I've been looking at Iceberg for a while, but in the end went with Delta Lake be...

pammf · on Jan 26, 2025

Iceberg has the hdfs catalog, which also relies only on dirs and files.

That said, a catalog (which Delta also can have) helps a lot to keep things tidy. For example, I can write a dataset with Spark, transform it with dbt and a query engine (such as Trino) and consume the resulting dataset with any client that supports Iceberg. If I use a catalog, all happens without having to register the dataset location in each of these components.

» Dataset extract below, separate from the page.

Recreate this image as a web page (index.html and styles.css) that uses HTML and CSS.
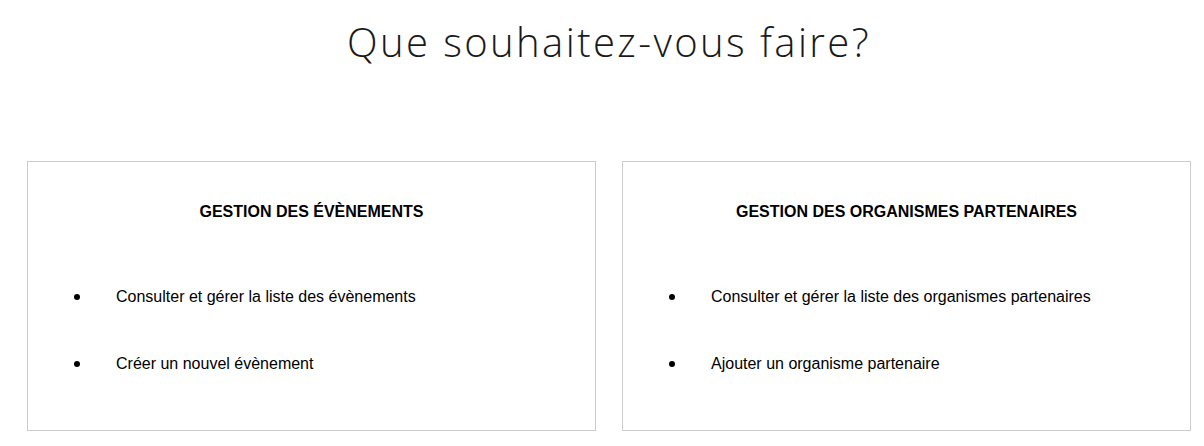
FILE: index.html
```html
<!DOCTYPE html>
<html lang="fr">
<head>
<meta charset="utf-8">
<title>Accueil</title>
<link rel="stylesheet" href="styles.css">
</head>
<body>
<h1 class="title">Que souhaitez-vous faire?</h1>
<div class="cards">
  <section class="card">
    <h2 class="card-title">GESTION DES ÉVÈNEMENTS</h2>
    <ul class="actions">
      <li class="action"><span class="dot"></span><span>Consulter et gérer la liste des évènements</span></li>
      <li class="action"><span class="dot"></span><span>Créer un nouvel évènement</span></li>
    </ul>
  </section>
  <section class="card">
    <h2 class="card-title">GESTION DES ORGANISMES PARTENAIRES</h2>
    <ul class="actions">
      <li class="action"><span class="dot"></span><span>Consulter et gérer la liste des organismes partenaires</span></li>
      <li class="action"><span class="dot"></span><span>Ajouter un organisme partenaire</span></li>
    </ul>
  </section>
</div>
</body>
</html>
```
FILE: styles.css
```css
html, body {
  margin: 0;
  padding: 0;
  background: #fff;
}
body {
  font-family: "Liberation Sans", Arial, sans-serif;
  color: #000;
}
.title {
  margin: 14px 0 0;
  padding-left: 14px;
  font-family: "Open Sans", sans-serif;
  font-weight: 300;
  font-size: 40px;
  line-height: 56px;
  letter-spacing: 2.4px;
  text-align: center;
  color: #1a1a1a;
}
.cards {
  display: grid;
  grid-template-columns: 569px 569px;
  gap: 26px;
  padding: 0 13px 0 27px;
  margin-top: 91px;
}
.card {
  box-sizing: border-box;
  height: 270px;
  border: 1px solid #cccccc;
  padding-top: 41px;
}
.card-title {
  margin: 0;
  font-size: 16px;
  font-weight: bold;
  line-height: 18px;
  text-align: center;
}
.actions {
  list-style: none;
  margin: 67px 0 0;
  padding: 0 0 0 46px;
  display: flex;
  flex-direction: column;
  gap: 49px;
}
.action {
  display: flex;
  align-items: center;
  gap: 36px;
  font-size: 16px;
  line-height: 18px;
}
.dot {
  width: 6px;
  height: 6px;
  border-radius: 50%;
  background: #000;
  flex: none;
}
```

mritchie712 · on Jan 26, 2025

Why don't you want a catalog? The SQL or REST catalogs are pretty light to set up. I have my eye on lakekeeper[0], but Polaris (from Snowflake) is a good option too.

PyIceberg is likely the easiest way to write without Spark.

0 - https://github.com/lakekeeper/lakekeeper

datancoffee · on Jan 27, 2025

We did an evaluation of various REST catalog options and went with Open Catalog from Snowflake (a Polaris-based managed service that works independently from their data warehousing solution). Lakekeeper is nice - it's one of the few catalogs with FGAC and table maintenance.

https://tower.dev/blog/picking-snowflake-open-catalog-as-a-m...

anktor · on Jan 26, 2025

PyIceberg is nice but we had to drop it because it's behind Java API and it's unclear when it will match up, so depending on which features are needed I'd look it up

mritchie712 · on Jan 26, 2025

what are you using instead?